Superpolynomials for toric knots from evolution induced by cut-and-join operators
P. Dunin-Barkowski, A. Mironov, A. Morozov, A. Sleptsov, A. Smirnov
TL;DR
This work presents a streamlined, MacDonald-polynomial–based evolution for torus knot superpolynomials, derived by deforming the split W-representation of HOMFLY polynomials via a cut-and-join operator. By replacing Schur characters with MacDonald dimensions and refining expansion coefficients, the authors obtain explicit superpolynomials for arbitrary representations and many torus knots, including new results like P_{[1]}^{[m,km±1]}. The approach extends to non-torus knots and offers multiple reductions, such as Alexander and Heegaard–Floer polynomials, with Catalan-number connections in special limits. The framework emphasizes positivity of coefficients in the MacDonald-parameterization, though acknowledges subtleties around unknot choices and non-fundamental representations, suggesting a deep link to Khovanov–Rozhansky homologies and related algebraic structures.
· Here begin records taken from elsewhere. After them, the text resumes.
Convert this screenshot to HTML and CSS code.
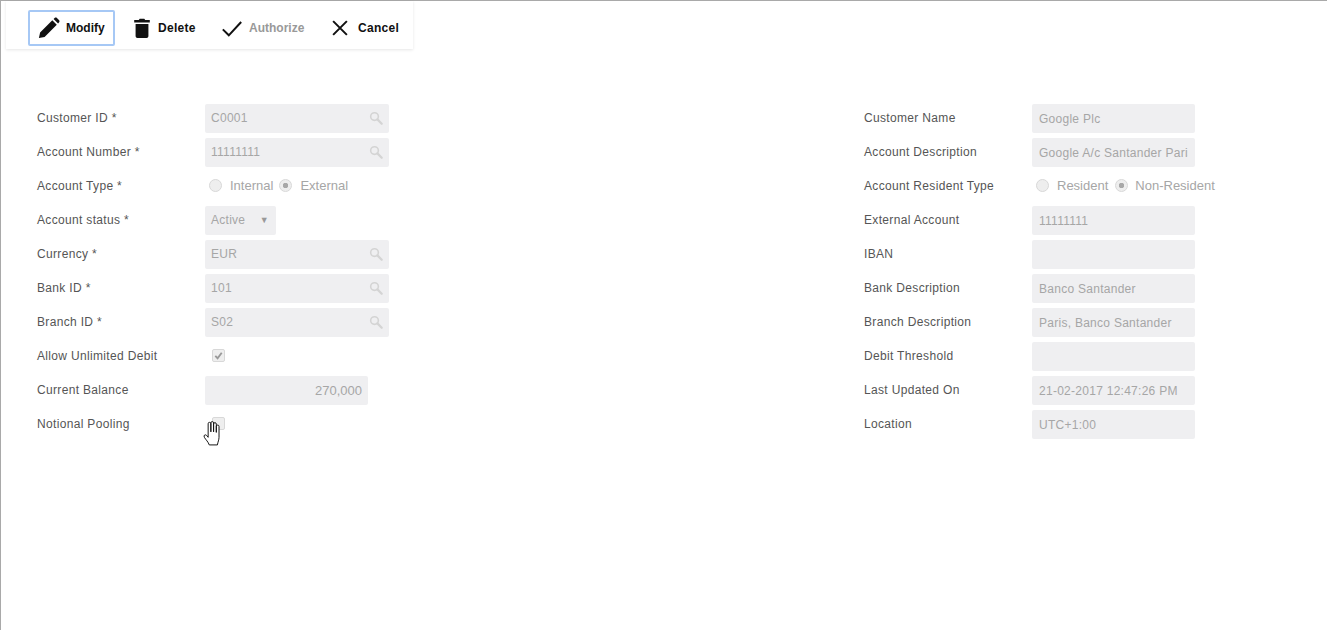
FILE: index.html
```html
<!DOCTYPE html>
<html lang="en">
<head>
<meta charset="utf-8">
<title>Account</title>
<link rel="stylesheet" href="styles.css">
</head>
<body>
<svg class="defs" width="0" height="0" aria-hidden="true">
  <symbol id="search" viewBox="0 0 16 16">
    <circle cx="6.3" cy="6.3" r="4.4" fill="none" stroke="currentColor" stroke-width="1.8"/>
    <path d="M9.6 9.6 14.5 14.5" fill="none" stroke="currentColor" stroke-width="2.6" stroke-linecap="round"/>
  </symbol>
</svg>
<div class="page">
  <div class="toolbar">
    <button class="tool tool-active" type="button">
      <svg class="tool-icon" viewBox="0 0 24 24"><path d="M1 23l1.300-6.200L15.600 3.500l4.900 4.900L7.200 21.700z M17 2.100 18.400.9c.6-.5 1.400-.5 2 0l2.700 2.700c.5.6.5 1.400 0 2L21.900 7z"/></svg>
      <span>Modify</span>
    </button>
    <button class="tool tool-delete" type="button">
      <svg class="tool-icon" viewBox="0 0 24 24"><path d="M3.500 3.300h5l1-1.300h5l1 1.300h5v2.700h-17z M5 7.500h14v13.500a2 2 0 0 1-2 2H7a2 2 0 0 1-2-2z"/></svg>
      <span>Delete</span>
    </button>
    <button class="tool tool-authorize" type="button">
      <svg class="tool-icon" viewBox="0 0 24 24"><path class="stroke" d="M2 13.500 8.500 20 22 5.500"/></svg>
      <span class="muted">Authorize</span>
    </button>
    <button class="tool tool-cancel" type="button">
      <svg class="tool-icon" viewBox="0 0 24 24"><path class="stroke" d="M4.500 4.500 19.500 19.500M19.500 4.500 4.500 19.500"/></svg>
      <span>Cancel</span>
    </button>
  </div>

  <div class="form">
    <div class="col">
      <div class="row"><label>Customer ID *</label><div class="field wide"><span>C0001</span><svg class="search"><use href="#search"/></svg></div></div>
      <div class="row"><label>Account Number *</label><div class="field wide"><span>11111111</span><svg class="search"><use href="#search"/></svg></div></div>
      <div class="row"><label>Account Type *</label><div class="radios radios-left"><i class="radio"></i><span class="opt">Internal</span><i class="radio on"></i><span class="opt">External</span></div></div>
      <div class="row"><label>Account status *</label><div class="field select"><span>Active</span><b class="caret">▼</b></div></div>
      <div class="row"><label>Currency *</label><div class="field wide"><span>EUR</span><svg class="search"><use href="#search"/></svg></div></div>
      <div class="row"><label>Bank ID *</label><div class="field wide"><span>101</span><svg class="search"><use href="#search"/></svg></div></div>
      <div class="row"><label>Branch ID *</label><div class="field wide"><span>S02</span><svg class="search"><use href="#search"/></svg></div></div>
      <div class="row"><label>Allow Unlimited Debit</label><div class="check-wrap"><i class="check"><svg viewBox="0 0 12 12"><path d="M2.500 6.500 5 9 9.500 3"/></svg></i></div></div>
      <div class="row"><label>Current Balance</label><div class="field amount"><span>270,000</span></div></div>
      <div class="row"><label>Notional Pooling</label>
        <div class="check-wrap">
          <i class="check"></i>
          <svg class="cursor" viewBox="0 0 17 23"><path d="M4.500 15V2.500a1.250 1.250 0 0 1 2.500 0V10V1.800a1.250 1.250 0 0 1 2.500 0V10V2.800a1.250 1.250 0 0 1 2.500 0V10.500V5a1.250 1.250 0 0 1 2.500 0V15c0 2.500-1 4-1.500 7H5.500C4.500 19 2.500 17.500 1 15c-1-1.800.8-3 2-1.800z"/></svg>
        </div>
      </div>
    </div>
    <div class="col">
      <div class="row"><label>Customer Name</label><div class="field narrow"><span>Google Plc</span></div></div>
      <div class="row"><label>Account Description</label><div class="field narrow"><span class="clip">Google A/c Santander Paris</span></div></div>
      <div class="row"><label>Account Resident Type</label><div class="radios radios-right"><i class="radio"></i><span class="opt">Resident</span><i class="radio on"></i><span class="opt">Non-Resident</span></div></div>
      <div class="row"><label>External Account</label><div class="field narrow"><span>11111111</span></div></div>
      <div class="row"><label>IBAN</label><div class="field narrow"></div></div>
      <div class="row"><label>Bank Description</label><div class="field narrow"><span>Banco Santander</span></div></div>
      <div class="row"><label>Branch Description</label><div class="field narrow"><span>Paris, Banco Santander</span></div></div>
      <div class="row"><label>Debit Threshold</label><div class="field narrow"></div></div>
      <div class="row"><label>Last Updated On</label><div class="field narrow"><span>21-02-2017 12:47:26 PM</span></div></div>
      <div class="row"><label>Location</label><div class="field narrow"><span>UTC+1:00</span></div></div>
    </div>
  </div>
</div>
</body>
</html>
```
FILE: styles.css
```css
* { box-sizing: border-box; }
html, body { margin: 0; padding: 0; height: 100%; background: #fff; overflow: hidden; }
body { font-family: "Liberation Sans", Arial, sans-serif; font-size: 12px; color: #555; }
.defs { position: absolute; }
.page {
  height: 630px;
  border-top: 1px solid #a9a9a9;
  border-left: 1px solid #a9a9a9;
}
.toolbar {
  display: flex;
  align-items: flex-end;
  width: 407px;
  height: 48px;
  margin-left: 5px;
  padding: 0 0 3px 22px;
  background: #fff;
  box-shadow: 0 1px 3px rgba(0,0,0,.1);
}
.tool {
  display: flex;
  align-items: center;
  height: 36px;
  padding: 0;
  border: 2px solid transparent;
  border-radius: 2px;
  background: transparent;
  font: bold 12px "Liberation Sans", Arial, sans-serif;
  color: #111;
}
.tool-active { width: 87px; padding-left: 8px; border-color: #a6c8f5; }
.tool-delete { width: 97px; padding-left: 14px; letter-spacing: .3px; }
.tool-authorize { width: 110px; padding-left: 7px; }
.tool-cancel { width: 80px; padding-left: 5px; letter-spacing: .3px; }
.tool-icon { width: 22px; height: 22px; fill: #111; flex: none; }
.tool-active .tool-icon { margin-right: 6px; }
.tool-delete .tool-icon { margin-right: 5px; }
.tool-authorize .tool-icon { margin-right: 6px; }
.tool-cancel .tool-icon { margin-right: 7px; }
.stroke { fill: none; stroke: #111; stroke-width: 2.200; }
.muted { color: #999; }
.form {
  display: grid;
  grid-template-columns: 827px 1fr;
  padding: 55px 0 0 36px;
}
.col { display: flex; flex-direction: column; gap: 5px; }
.row { display: flex; align-items: center; height: 29px; }
label { width: 168px; flex: none; color: #555; padding-bottom: 2px; letter-spacing: .33px; }
.field {
  display: flex;
  align-items: center;
  height: 29px;
  background: #efeff1;
  border-radius: 2px;
  color: #a6a6a6;
  white-space: nowrap;
  overflow: hidden;
  letter-spacing: .27px;
}
.wide { width: 184px; padding: 0 6px 2px; justify-content: space-between; }
.narrow { width: 163px; padding: 0 7px; }
.clip { overflow: hidden; }
.amount { width: 163px; padding: 0 6px; justify-content: flex-end; font-size: 13px; letter-spacing: 0; }
.select { width: 71px; padding: 0 6px 2px; justify-content: space-between; }
.caret { font-size: 9px; font-weight: normal; color: #999; padding-right: 1px; }
.search { width: 14px; height: 14px; color: #d4d4d4; }
.radios { display: flex; align-items: center; color: #a6a6a6; white-space: nowrap; font-size: 13px; padding-bottom: 2px; }
.radio {
  display: block;
  width: 13px;
  height: 13px;
  border: 1px solid #d8d8d8;
  border-radius: 50%;
  background: #eee;
}
.radio.on { background: radial-gradient(circle, #a8a8a8 0 2.500px, #eee 3px); }
.radios-left { padding-left: 4px; }
.radios-left .opt:first-of-type { margin: 0 6px 0 8px; }
.radios-left .radio.on + .opt { margin-left: 8px; }
.radios-right { padding-left: 4px; }
.radios-right .opt:first-of-type { margin: 0 7px 0 8px; }
.radios-right .radio.on + .opt { margin-left: 7px; }
.check-wrap { position: relative; padding: 0 0 2px 7px; }
.check {
  display: block;
  width: 13px;
  height: 13px;
  border: 1px solid #d8d8d8;
  border-radius: 2px;
  background: #eee;
}
.check svg { display: block; width: 11px; height: 11px; fill: none; stroke: #999; stroke-width: 2; }
.cursor {
  position: absolute;
  left: -2px;
  top: 4px;
  width: 19px;
  height: 25px;
  fill: #fff;
  stroke: #111;
  stroke-width: .9;
}
```
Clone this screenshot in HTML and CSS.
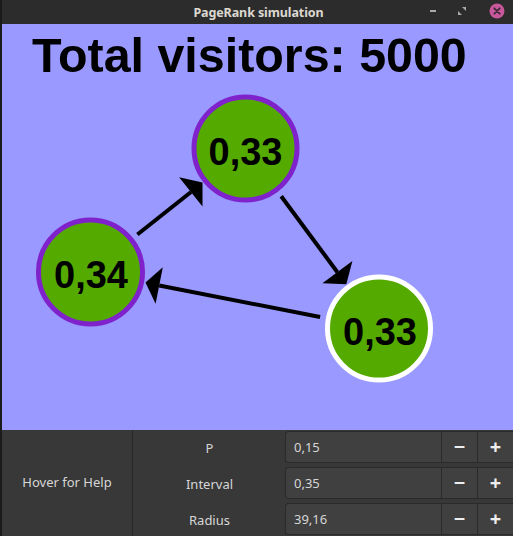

Overall, the paper provides a practical recursive scheme for computing torus-knot superpolynomials and highlights rich connections to matrix models, Hurwitz theory, and combinatorial path models.
Abstract
The colored HOMFLY polynomials, which describe Wilson loop averages in Chern-Simons theory, possess an especially simple representation for torus knots, which begins from quantum R-matrix and ends up with a trivially-looking split W representation familiar from character calculus applications to matrix models and Hurwitz theory. Substitution of MacDonald polynomials for characters in these formulas provides a very simple description of "superpolynomials", much simpler than the recently studied alternative which deforms relation to the WZNW theory and explicitly involves the Littlewood-Richardson coefficients. A lot of explicit expressions are presented for different representations (Young diagrams), many of them new. In particular, we provide the superpolynomial P_[1]^[m,km\pm 1] for arbitrary m and k. The procedure is not restricted to the fundamental (all antisymmetric) representations and the torus knots, still in these cases some subtleties persist.